- **Stated exercise**: Each line below that contains "styles" counts once; report the total and nothing more.

- **Information supplied**:
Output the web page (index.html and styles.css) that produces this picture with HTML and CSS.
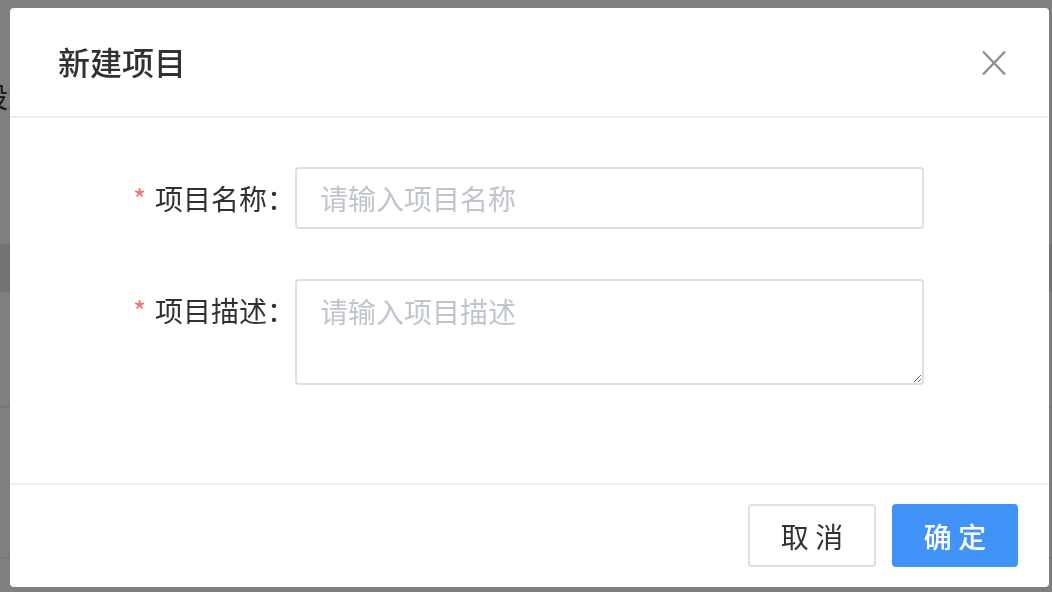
FILE: index.html
```html
<!DOCTYPE html>
<html lang="zh-CN">

<head>
  <meta charset="UTF-8" />
  <title>新建项目</title>
  <link rel="stylesheet" href="styles.css">
</head>

<body>
  <div class="page">
    <div class="page-title">设置</div>
    <div class="table">
      <div class="table-head">项目</div>
      <div class="table-row row-first">一</div>
      <div class="table-row">二</div>
    </div>
  </div>

  <div class="mask">
    <div class="dialog">
      <div class="dialog-header">
        <span class="dialog-title">新建项目</span>
        <button class="dialog-close" aria-label="关闭">
          <svg width="26" height="26" viewBox="0 0 26 26">
            <path d="M2 1.5 L24 24.5 M24 1.5 L2 24.5" stroke="#8c8f96" stroke-width="2.4" fill="none" />
          </svg>
        </button>
      </div>

      <div class="dialog-body">
        <div class="form-item">
          <label class="form-label"><span class="req">*</span>项目名称：</label>
          <input class="form-input" type="text" placeholder="请输入项目名称">
        </div>
        <div class="form-item">
          <label class="form-label"><span class="req">*</span>项目描述：</label>
          <textarea class="form-textarea" placeholder="请输入项目描述"></textarea>
        </div>
      </div>

      <div class="dialog-footer">
        <button class="btn">取 消</button>
        <button class="btn btn-primary">确 定</button>
      </div>
    </div>
  </div>
</body>

</html>
```

FILE: styles.css
```css
* {
  box-sizing: border-box;
}

body {
  margin: 0;
  font-family: "Noto Sans CJK SC", "Noto Sans", sans-serif;
  background: #fff;
  color: #303133;
  width: 1052px;
  height: 592px;
  overflow: hidden;
}

.page {
  padding-top: 80px;
}

.page-title {
  font-size: 28px;
  line-height: 32px;
  text-indent: -20px;
  color: #303133;
}

.table {
  margin-top: 132px;
}

.table-head {
  height: 48px;
  background: #e6e6e6;
  color: #e6e6e6;
  font-size: 14px;
}

.table-row {
  height: 151px;
  border-bottom: 2px solid #ebeef5;
  color: #fff;
  font-size: 14px;
}

.row-first {
  height: 116px;
}

.mask {
  position: fixed;
  inset: 0;
  background: rgba(0, 0, 0, 0.5);
  padding: 8px 3px 5px 10px;
  display: flex;
}

.dialog {
  flex: 1;
  background: #fff;
  border-radius: 4px;
  display: flex;
  flex-direction: column;
  overflow: hidden;
}

.dialog-header {
  height: 110px;
  border-bottom: 2px solid #ebeef5;
  display: flex;
  align-items: center;
  justify-content: space-between;
  padding: 0 42px 0 48px;
}

.dialog-title {
  font-size: 32px;
  line-height: 40px;
  font-weight: 500;
  color: #303133;
  margin-top: -2px;
}

.dialog-close {
  border: none;
  background: none;
  padding: 0;
  width: 26px;
  height: 26px;
  margin-top: 2px;
  cursor: pointer;
}

.dialog-close svg {
  display: block;
}

.dialog-body {
  flex: 1;
  padding: 49px 125px 0 85px;
  display: flex;
  flex-direction: column;
  gap: 50px;
}

.form-item {
  display: flex;
  align-items: flex-start;
}

.form-label {
  width: 200px;
  flex-shrink: 0;
  text-align: right;
  font-size: 28px;
  line-height: 62px;
  color: #303133;
}

.req {
  color: #f56c6c;
  margin-right: 9px;
}

.form-input,
.form-textarea {
  flex: 1;
  border: 2px solid #dcdfe6;
  border-radius: 4px;
  font-family: inherit;
  font-size: 28px;
  color: #606266;
  outline: none;
  background: #fff;
}

.form-input {
  height: 62px;
  padding: 0 23px;
}

.form-textarea {
  height: 106px;
  padding: 11px 23px;
  line-height: 38px;
  resize: vertical;
}

.form-input::placeholder,
.form-textarea::placeholder {
  color: #c0c4cc;
}

.dialog-footer {
  height: 104px;
  border-top: 2px solid #ebeef5;
  display: flex;
  justify-content: flex-end;
  align-items: flex-start;
  padding: 19px 31px 0 0;
  gap: 16px;
}

.btn {
  width: 128px;
  height: 63px;
  border: 2px solid #dcdfe6;
  border-radius: 4px;
  background: #fff;
  color: #303133;
  font-family: inherit;
  font-size: 28px;
  cursor: pointer;
}

.btn-primary {
  width: 126px;
  background: #4193f7;
  border-color: #4193f7;
  color: #fff;
  font-weight: 500;
}
```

- **Full response**: 3